The Surface Ocean Lower Atmosphere Study (SOLAS) is a global and multidisciplinary research project dedicated to understanding the key biogeochemical-physical interactions and feedbacks between the ocean and the atmosphere. Further, SOLAS seeks to link ocean-atmosphere interactions with climate and people. Achievements of these goals are essential in order to understand and quantify the role that ocean-atmosphere interactions play in the regulation of climate and global change.

SOLAS was first initiated with an Open Science Conference in 2000 and was formally launched in 2004. Since then, the SOLAS community has grown into a worldwide network with 1075 members and 30 national networks around the world. Development and implementation of the SOLAS science plan is guided by a scientific steering committee (SSC) composed of international experts covering a broad spectrum of disciplines, including atmospheric chemistry, oceanography, marine biology, and legal sciences.

SOLAS science is currently organised around five core research themes, namely: 1) Greenhouse gases and the oceans; 2) Air-sea interface and fluxes of mass and energy; 3) Atmospheric deposition and ocean biogeochemistry; 4) Interconnections between aerosols, clouds, and marine ecosystems; and 5) Ocean biogeochemical control on atmospheric chemistry. The five SOLAS core research themes are complemented by cross-cutting themes on key environments (such as upwelling systems, polar oceans, and the Indian Ocean), as well as on evaluating the environmental efficacy and impacts of climate intervention proposals, policy decisions, and societal developments.

Since 2000, SOLAS has organised seven international Open Science Conferences and seven Summer Schools tailored to students and early career earth scientists. In addition, to these large-scale events, SOLAS also organises meetings, workshops, and conference sessions related to SOLAS science.

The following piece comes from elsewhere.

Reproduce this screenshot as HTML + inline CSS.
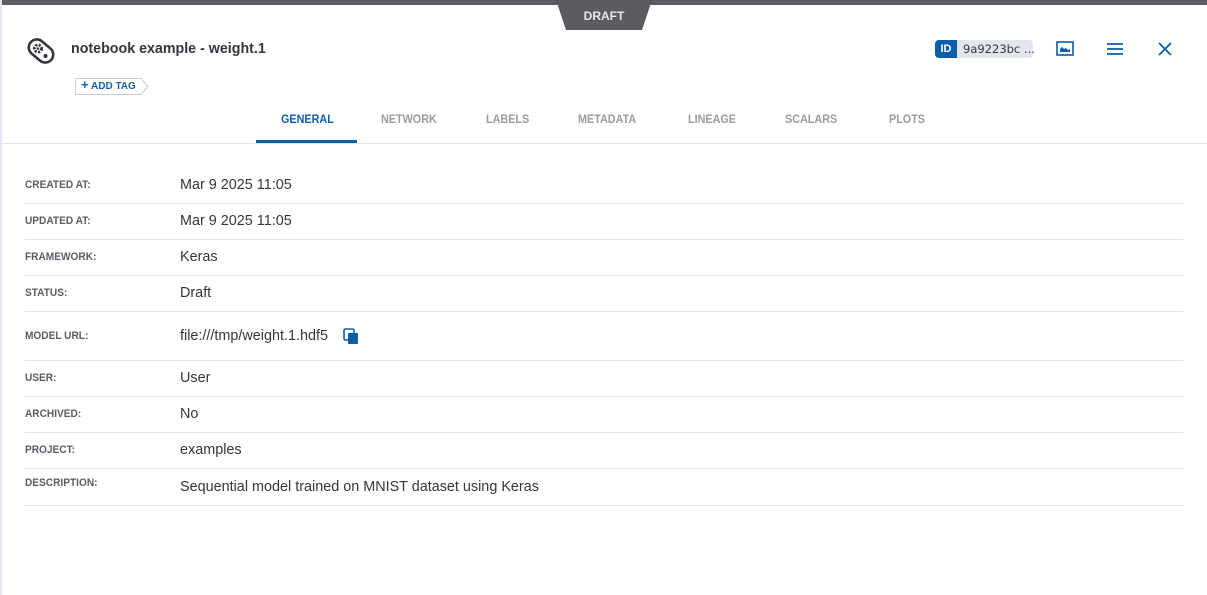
<!DOCTYPE html>
<html><head><style>
*{margin:0;padding:0;box-sizing:border-box}
body{width:1207px;height:595px;background:#fff;font-family:"Liberation Sans",sans-serif;position:relative;overflow:hidden}
.a{position:absolute}
.lbl{position:absolute;left:25px;font-size:11px;color:#5a5d66;font-weight:bold;transform:scaleX(.92);transform-origin:left}
.val{position:absolute;left:180px;font-size:14.4px;color:#33363f}
.ln{position:absolute;left:25px;width:1158px;height:1px;background:#e3e4ea}
.tab{position:absolute;top:112px;font-size:12px;font-weight:bold;color:#9a9ba2;transform:scaleX(.9);transform-origin:left}
</style></head><body>
<div class="a" style="left:0;top:0;width:1207px;height:5px;background:#5b5c61"></div>
<div class="a" style="left:0;top:0;width:2px;height:595px;background:#e4e4f0"></div>
<svg class="a" style="left:556px;top:0" width="96" height="31"><polygon points="0,0 96,0 86,30 10,30" fill="#5b5c61"/></svg>
<div class="a" style="left:556px;top:9px;width:96px;text-align:center;color:#e8e8ec;font-size:12px;font-weight:bold">DRAFT</div>
<svg class="a" style="left:26px;top:36px" width="30" height="30" viewBox="0 0 30 30"><g transform="rotate(40 15 15)"><rect x="1.5" y="7" width="27" height="16" rx="8" fill="none" stroke="#33363f" stroke-width="2.6"/></g><circle cx="12" cy="12.5" r="3.6" fill="none" stroke="#33363f" stroke-width="2.8" stroke-dasharray="2.2 1.3"/><circle cx="12" cy="12.5" r="1.3" fill="#33363f"/><circle cx="19.5" cy="20" r="2" fill="#33363f"/></svg>
<div class="a" style="left:71px;top:40px;font-size:15px;font-weight:bold;color:#33363f;transform:scaleX(.95);transform-origin:left">notebook example - weight.1</div>
<svg class="a" style="left:75px;top:78px" width="74" height="17"><path d="M1.5 .5H66l7 8-7 8H1.5a1 1 0 0 1-1-1V1.5a1 1 0 0 1 1-1z" fill="#fff" stroke="#c9cad2"/></svg>
<div class="a" style="left:81px;top:80px;font-size:10px;font-weight:bold;color:#1b5ea8"><span style="font-size:13px;line-height:10px">+</span> ADD TAG</div>
<div class="a" style="left:935px;top:40px;width:98px;height:18px;border-radius:4px;background:#e4e6ee"></div>
<div class="a" style="left:935px;top:40px;width:22px;height:18px;border-radius:4px 0 0 4px;background:#0b5ea8;color:#fff;font-size:11px;font-weight:bold;text-align:center;line-height:18px">ID</div>
<div class="a" style="left:963px;top:42px;font-size:11.5px;color:#33363f;font-family:'DejaVu Sans',sans-serif">9a9223bc ...</div>
<svg class="a" style="left:1056px;top:41px" width="19" height="16"><rect x="1" y="1" width="16" height="13" fill="none" stroke="#0b5ea8" stroke-width="1.6"/><path d="M4 11V8l2-2 2 2 2-1 2 2 2-1v3z" fill="#0b5ea8"/></svg>
<svg class="a" style="left:1106px;top:42px" width="18" height="14"><path d="M1 2h16M1 7h16M1 12h16" stroke="#0b5ea8" stroke-width="1.8"/></svg>
<svg class="a" style="left:1158px;top:42px" width="14" height="14"><path d="M1 1l12 12M13 1L1 13" stroke="#0b5ea8" stroke-width="1.8"/></svg>
<div class="tab" style="left:281px;color:#0b5ea8">GENERAL</div>
<div class="tab" style="left:381px">NETWORK</div>
<div class="tab" style="left:486px">LABELS</div>
<div class="tab" style="left:578px">METADATA</div>
<div class="tab" style="left:688px">LINEAGE</div>
<div class="tab" style="left:785px">SCALARS</div>
<div class="tab" style="left:889px">PLOTS</div>
<div class="a" style="left:256px;top:140px;width:101px;height:3px;background:#0b5ea8"></div>
<div class="a" style="left:2px;top:143px;width:1205px;height:1px;background:#e3e4ea"></div>

<div class="lbl" style="top:179px">CREATED AT:</div><div class="val" style="top:177px">Mar 9 2025 11:05</div><div class="ln" style="top:203px"></div>
<div class="lbl" style="top:215px">UPDATED AT:</div><div class="val" style="top:213px">Mar 9 2025 11:05</div><div class="ln" style="top:239px"></div>
<div class="lbl" style="top:251px">FRAMEWORK:</div><div class="val" style="top:249px">Keras</div><div class="ln" style="top:275px"></div>
<div class="lbl" style="top:287px">STATUS:</div><div class="val" style="top:285px">Draft</div><div class="ln" style="top:311px"></div>
<div class="lbl" style="top:330px">MODEL URL:</div><div class="val" style="top:328px">file:///tmp/weight.1.hdf5</div>
<svg class="a" style="left:343px;top:328px" width="16" height="17"><rect x="1" y="1" width="10" height="11" rx="1.5" fill="none" stroke="#0b5ea8" stroke-width="1.6"/><rect x="5" y="5" width="10" height="11" rx="1" fill="#0b5ea8"/></svg>
<div class="ln" style="top:360px"></div>
<div class="lbl" style="top:372px">USER:</div><div class="val" style="top:370px">User</div><div class="ln" style="top:396px"></div>
<div class="lbl" style="top:408px">ARCHIVED:</div><div class="val" style="top:406px">No</div><div class="ln" style="top:432px"></div>
<div class="lbl" style="top:444px">PROJECT:</div><div class="val" style="top:442px">examples</div><div class="ln" style="top:468px"></div>
<div class="lbl" style="top:477px">DESCRIPTION:</div><div class="val" style="top:479px">Sequential model trained on MNIST dataset using Keras</div><div class="ln" style="top:505px"></div>
</body></html>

The SOLAS project is coordinated by an International Project Office (IPO), which is currently hosted by GEOMAR Helmholtz Centre for Ocean Research Kiel, Germany, in association to the research unit chemical oceanography, with a nodal office hosted by the State Key Laboratory of marine Environmental Science at Xiamen University, China. The SOLAS IPO works in close cooperation with the SOLAS SSC chair to provide international science coordination and strengthen capacity building within the SOLAS science community.

SOLAS is sponsored by Future Earth, the International Commission on Atmospheric Chemistry and Global Pollution (iCACGP), Scientific Committee on Oceanic Research (SCOR), and World Climate Research Programme (WCRP).